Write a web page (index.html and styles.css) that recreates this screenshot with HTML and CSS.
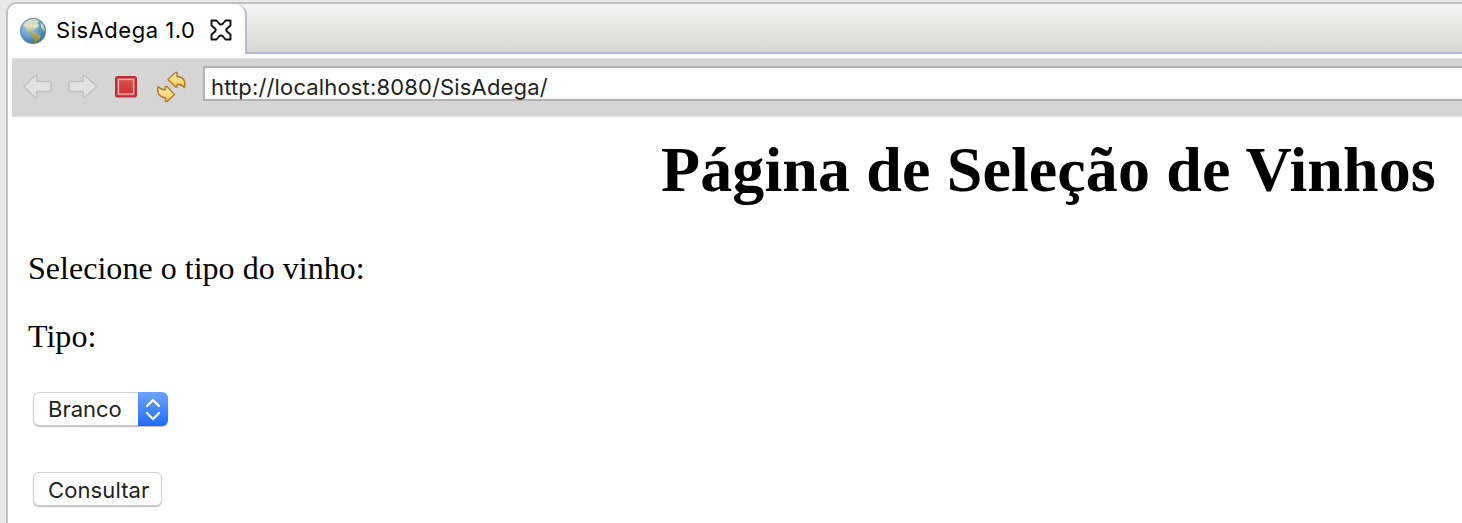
FILE: index.html
```
<!DOCTYPE html>
<html lang="pt-BR">
<head>
<meta charset="utf-8">
<title>SisAdega 1.0</title>
<link rel="stylesheet" href="styles.css">
</head>
<body>
<div class="window">
  <div class="tabs">
    <div class="tab">
      <svg class="globe" width="28" height="28" viewBox="0 0 28 28">
        <defs>
          <radialGradient id="sea" cx=".35" cy=".3" r=".75"><stop offset="0" stop-color="#b3d2e3"/><stop offset=".6" stop-color="#609cca"/><stop offset="1" stop-color="#38699c"/></radialGradient>
          <linearGradient id="land" x1="0" y1="0" x2="0" y2="1"><stop offset="0" stop-color="#d0d3b4"/><stop offset=".3" stop-color="#e4e5c8"/><stop offset=".55" stop-color="#b4b472"/><stop offset="1" stop-color="#877c35"/></linearGradient>
        </defs>
        <circle cx="14" cy="14" r="12.7" fill="url(#sea)" stroke="#557ea5" stroke-width=".7"/>
        <path d="M5.500 6C8 3 12 1.500 16 2L20 4 18 6 20 8 18 11 15 12 14.500 14 12 13 11 14 13 16 15 15 19 17 22 19 21 22 18 24 17 26 15 26 15 22 12 19 12 17 9 14 7 10 4.500 9ZM21 5L24 8 26 13 25 14 23 12 22 8Z" fill="url(#land)"/>
      </svg>
      <span class="tab-title">SisAdega 1.0</span>
      <svg class="close" width="22" height="22" viewBox="0 0 22 22"><path d="M1.500 1.500H6.500L9 4.500Q11 6.500 13 4.500L15.500 1.500H20.500V6.500L17 9.500Q15.500 11 17 12.500L20.500 15.500V20.500H15.500L13 17.500Q11 15.500 9 17.500L6.500 20.500H1.500V15.500L5 12.500Q6.500 11 5 9.500L1.500 6.500Z" fill="#fff" stroke="#111" stroke-width="1.900" stroke-linejoin="round"/></svg>
    </div>
    <div class="tab-rest"></div>
  </div>
  <div class="toolbar">
    <svg class="tools" width="191" height="59" viewBox="12 58 191 59">
      <defs>
        <linearGradient id="gold" x1="0" y1="0" x2="0" y2="1"><stop offset="0" stop-color="#fff1b8"/><stop offset="1" stop-color="#f5c653"/></linearGradient>
        <linearGradient id="red" x1="0" y1="0" x2="0" y2="1"><stop offset="0" stop-color="#d9504f"/><stop offset="1" stop-color="#ca3337"/></linearGradient>
      </defs>
      <g fill="#e1e1e1" stroke="#c2c2c2" stroke-width="1.6" stroke-linejoin="round">
        <path d="M24 86.5L35 75.5H37V81.5H50Q51 81.5 51 82.5V90.5Q51 91.5 50 91.5H37V97.5H35Z"/>
        <path d="M96.500 86.500L85 75.500H83V81.500H70Q69 81.500 69 82.500V90.500Q69 91.500 70 91.500H83V97.500H85Z"/>
      </g>
      <rect x="116" y="77" width="20" height="19.500" rx="1.800" fill="#d8595c" stroke="#b92d34" stroke-width="2"/>
      <rect x="118.500" y="79.500" width="15" height="14.500" fill="url(#red)" stroke="#f0b4b3" stroke-width="1.200"/>
      <g fill="url(#gold)" stroke="#b57f2e" stroke-width="1.500" stroke-linejoin="round">
        <path d="M168 79.500L175.500 72.500H177V76.500C183 77 186 80.500 184.500 87.500C182.500 85 180 84 177 84.500V87H175.500Z"/>
        <path d="M174.500 94.500L167 101.500H165.500V98C159.500 97 156.500 93 158 86.500C160 89 162.500 90 165.500 89.500V86.500H167Z"/>
      </g>
    </svg>
    <div class="address">http://localhost:8080/SisAdega/</div>
  </div>
  <main class="page">
    <h1>Página de Seleção de Vinhos</h1>
    <p>Selecione o tipo do vinho:</p>
    <p>Tipo:</p>
    <div class="select"><span class="select-value">Branco</span><span class="stepper"><svg width="30" height="35" viewBox="0 0 30 35"><path d="M9 14L15 8 21 14M9 21L15 27 21 21" fill="none" stroke="#fff" stroke-width="2.300" stroke-linecap="round" stroke-linejoin="round"/></svg></span></div>
    <button class="submit">Consultar</button>
  </main>
</div>
</body>
</html>
```
FILE: styles.css
```
* { box-sizing: border-box; }
body {
  margin: 0;
  height: 523px;
  padding: 2px 0 0 6px;
  overflow: hidden;
  background: #e8e8e8;
  color: #000;
}
.window {
  height: 521px;
  border: solid #c1c1be;
  border-width: 2px 0 0 2px;
  border-top-left-radius: 11px;
  background: #fff;
  overflow: hidden;
}
.tabs {
  display: flex;
  height: 50px;
  background: linear-gradient(#f4f4f4, #d6d6d4);
}
.tab {
  display: flex;
  align-items: center;
  width: 239px;
  padding: 3px 0 0 11px;
  background: #fff;
  border-right: 2px solid #b7bdcf;
  border-top-right-radius: 11px;
}
.tab-title {
  width: 141px;
  margin: -1px 0 0 9px;
  font: 22px/26px Inter, sans-serif;
  letter-spacing: 0.52px;
  white-space: nowrap;
}
.close { margin: -2px 0 0 12.5px; }
.tab-rest {
  flex: 1;
  border-bottom: 2px solid #b3bacb;
}
.toolbar {
  display: flex;
  height: 59px;
  margin: 4px 0 0 4px;
  background: #d5d5d5;
  border: solid #dedede;
  border-width: 1px 0;
}
.tools { flex: none; margin-top: -1px; }
.address {
  flex: 1;
  height: 35px;
  margin-top: 7px;
  padding-left: 6px;
  background: #fff;
  border: solid #b3b3b3;
  border-width: 2px 0 2px 2px;
  color: #222;
  font: 22px/38px Inter, sans-serif;
  letter-spacing: 0.15px;
  white-space: nowrap;
}
.page {
  padding: 16px 0 0 20px;
  font-family: "Liberation Serif", serif;
}
.page h1 {
  margin: 0 0 43px 633px;
  font-size: 64px;
  line-height: 74px;
  letter-spacing: 0.12px;
  white-space: nowrap;
}
.page p {
  margin: 0 0 31px;
  font-size: 32px;
  line-height: 37px;
  letter-spacing: 0.03px;
}
.select {
  display: flex;
  width: 135px;
  height: 34px;
  margin: 37px 0 0 5px;
  border-radius: 6px;
  background: #fff;
  box-shadow: inset 0 0 0 1px #cfcfcf, 0 1px 1px #bbb;
  overflow: hidden;
}
.select-value {
  width: 105px;
  padding-left: 15px;
  color: #222;
  font: 22px/35px Inter, sans-serif;
}
.stepper {
  width: 30px;
  height: 35px;
  background: linear-gradient(#6da5f7, #1e68f6);
}
.submit {
  display: block;
  width: 129px;
  height: 34px;
  margin: 46px 0 0 5px;
  padding: 0 0 0 14px;
  border: 1px solid #cfcfcf;
  border-radius: 6px;
  background: #fff;
  box-shadow: 0 1px 1px #bbb;
  color: #222;
  font: 22px/34px Inter, sans-serif;
  letter-spacing: 0.1px;
  text-align: left;
}
```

## [Task to complete]
Repeat the data exactly, excluding the pictures.

## [Task response]
Write a web page (index.html and styles.css) that recreates this screenshot with HTML and CSS.
FILE: index.html
```
<!DOCTYPE html>
<html lang="pt-BR">
<head>
<meta charset="utf-8">
<title>SisAdega 1.0</title>
<link rel="stylesheet" href="styles.css">
</head>
<body>
<div class="window">
  <div class="tabs">
    <div class="tab">
      <svg class="globe" width="28" height="28" viewBox="0 0 28 28">
        <defs>
          <radialGradient id="sea" cx=".35" cy=".3" r=".75"><stop offset="0" stop-color="#b3d2e3"/><stop offset=".6" stop-color="#609cca"/><stop offset="1" stop-color="#38699c"/></radialGradient>
          <linearGradient id="land" x1="0" y1="0" x2="0" y2="1"><stop offset="0" stop-color="#d0d3b4"/><stop offset=".3" stop-color="#e4e5c8"/><stop offset=".55" stop-color="#b4b472"/><stop offset="1" stop-color="#877c35"/></linearGradient>
        </defs>
        <circle cx="14" cy="14" r="12.7" fill="url(#sea)" stroke="#557ea5" stroke-width=".7"/>
        <path d="M5.500 6C8 3 12 1.500 16 2L20 4 18 6 20 8 18 11 15 12 14.500 14 12 13 11 14 13 16 15 15 19 17 22 19 21 22 18 24 17 26 15 26 15 22 12 19 12 17 9 14 7 10 4.500 9ZM21 5L24 8 26 13 25 14 23 12 22 8Z" fill="url(#land)"/>
      </svg>
      <span class="tab-title">SisAdega 1.0</span>
      <svg class="close" width="22" height="22" viewBox="0 0 22 22"><path d="M1.500 1.500H6.500L9 4.500Q11 6.500 13 4.500L15.500 1.500H20.500V6.500L17 9.500Q15.500 11 17 12.500L20.500 15.500V20.500H15.500L13 17.500Q11 15.500 9 17.500L6.500 20.500H1.500V15.500L5 12.500Q6.500 11 5 9.500L1.500 6.500Z" fill="#fff" stroke="#111" stroke-width="1.900" stroke-linejoin="round"/></svg>
    </div>
    <div class="tab-rest"></div>
  </div>
  <div class="toolbar">
    <svg class="tools" width="191" height="59" viewBox="12 58 191 59">
      <defs>
        <linearGradient id="gold" x1="0" y1="0" x2="0" y2="1"><stop offset="0" stop-color="#fff1b8"/><stop offset="1" stop-color="#f5c653"/></linearGradient>
        <linearGradient id="red" x1="0" y1="0" x2="0" y2="1"><stop offset="0" stop-color="#d9504f"/><stop offset="1" stop-color="#ca3337"/></linearGradient>
      </defs>
      <g fill="#e1e1e1" stroke="#c2c2c2" stroke-width="1.6" stroke-linejoin="round">
        <path d="M24 86.5L35 75.5H37V81.5H50Q51 81.5 51 82.5V90.5Q51 91.5 50 91.5H37V97.5H35Z"/>
        <path d="M96.500 86.500L85 75.500H83V81.500H70Q69 81.500 69 82.500V90.500Q69 91.500 70 91.500H83V97.500H85Z"/>
      </g>
      <rect x="116" y="77" width="20" height="19.500" rx="1.800" fill="#d8595c" stroke="#b92d34" stroke-width="2"/>
      <rect x="118.500" y="79.500" width="15" height="14.500" fill="url(#red)" stroke="#f0b4b3" stroke-width="1.200"/>
      <g fill="url(#gold)" stroke="#b57f2e" stroke-width="1.500" stroke-linejoin="round">
        <path d="M168 79.500L175.500 72.500H177V76.500C183 77 186 80.500 184.500 87.500C182.500 85 180 84 177 84.500V87H175.500Z"/>
        <path d="M174.500 94.500L167 101.500H165.500V98C159.500 97 156.500 93 158 86.500C160 89 162.500 90 165.500 89.500V86.500H167Z"/>
      </g>
    </svg>
    <div class="address">http://localhost:8080/SisAdega/</div>
  </div>
  <main class="page">
    <h1>Página de Seleção de Vinhos</h1>
    <p>Selecione o tipo do vinho:</p>
    <p>Tipo:</p>
    <div class="select"><span class="select-value">Branco</span><span class="stepper"><svg width="30" height="35" viewBox="0 0 30 35"><path d="M9 14L15 8 21 14M9 21L15 27 21 21" fill="none" stroke="#fff" stroke-width="2.300" stroke-linecap="round" stroke-linejoin="round"/></svg></span></div>
    <button class="submit">Consultar</button>
  </main>
</div>
</body>
</html>
```
FILE: styles.css
```
* { box-sizing: border-box; }
body {
  margin: 0;
  height: 523px;
  padding: 2px 0 0 6px;
  overflow: hidden;
  background: #e8e8e8;
  color: #000;
}
.window {
  height: 521px;
  border: solid #c1c1be;
  border-width: 2px 0 0 2px;
  border-top-left-radius: 11px;
  background: #fff;
  overflow: hidden;
}
.tabs {
  display: flex;
  height: 50px;
  background: linear-gradient(#f4f4f4, #d6d6d4);
}
.tab {
  display: flex;
  align-items: center;
  width: 239px;
  padding: 3px 0 0 11px;
  background: #fff;
  border-right: 2px solid #b7bdcf;
  border-top-right-radius: 11px;
}
.tab-title {
  width: 141px;
  margin: -1px 0 0 9px;
  font: 22px/26px Inter, sans-serif;
  letter-spacing: 0.52px;
  white-space: nowrap;
}
.close { margin: -2px 0 0 12.5px; }
.tab-rest {
  flex: 1;
  border-bottom: 2px solid #b3bacb;
}
.toolbar {
  display: flex;
  height: 59px;
  margin: 4px 0 0 4px;
  background: #d5d5d5;
  border: solid #dedede;
  border-width: 1px 0;
}
.tools { flex: none; margin-top: -1px; }
.address {
  flex: 1;
  height: 35px;
  margin-top: 7px;
  padding-left: 6px;
  background: #fff;
  border: solid #b3b3b3;
  border-width: 2px 0 2px 2px;
  color: #222;
  font: 22px/38px Inter, sans-serif;
  letter-spacing: 0.15px;
  white-space: nowrap;
}
.page {
  padding: 16px 0 0 20px;
  font-family: "Liberation Serif", serif;
}
.page h1 {
  margin: 0 0 43px 633px;
  font-size: 64px;
  line-height: 74px;
  letter-spacing: 0.12px;
  white-space: nowrap;
}
.page p {
  margin: 0 0 31px;
  font-size: 32px;
  line-height: 37px;
  letter-spacing: 0.03px;
}
.select {
  display: flex;
  width: 135px;
  height: 34px;
  margin: 37px 0 0 5px;
  border-radius: 6px;
  background: #fff;
  box-shadow: inset 0 0 0 1px #cfcfcf, 0 1px 1px #bbb;
  overflow: hidden;
}
.select-value {
  width: 105px;
  padding-left: 15px;
  color: #222;
  font: 22px/35px Inter, sans-serif;
}
.stepper {
  width: 30px;
  height: 35px;
  background: linear-gradient(#6da5f7, #1e68f6);
}
.submit {
  display: block;
  width: 129px;
  height: 34px;
  margin: 46px 0 0 5px;
  padding: 0 0 0 14px;
  border: 1px solid #cfcfcf;
  border-radius: 6px;
  background: #fff;
  box-shadow: 0 1px 1px #bbb;
  color: #222;
  font: 22px/34px Inter, sans-serif;
  letter-spacing: 0.1px;
  text-align: left;
}
```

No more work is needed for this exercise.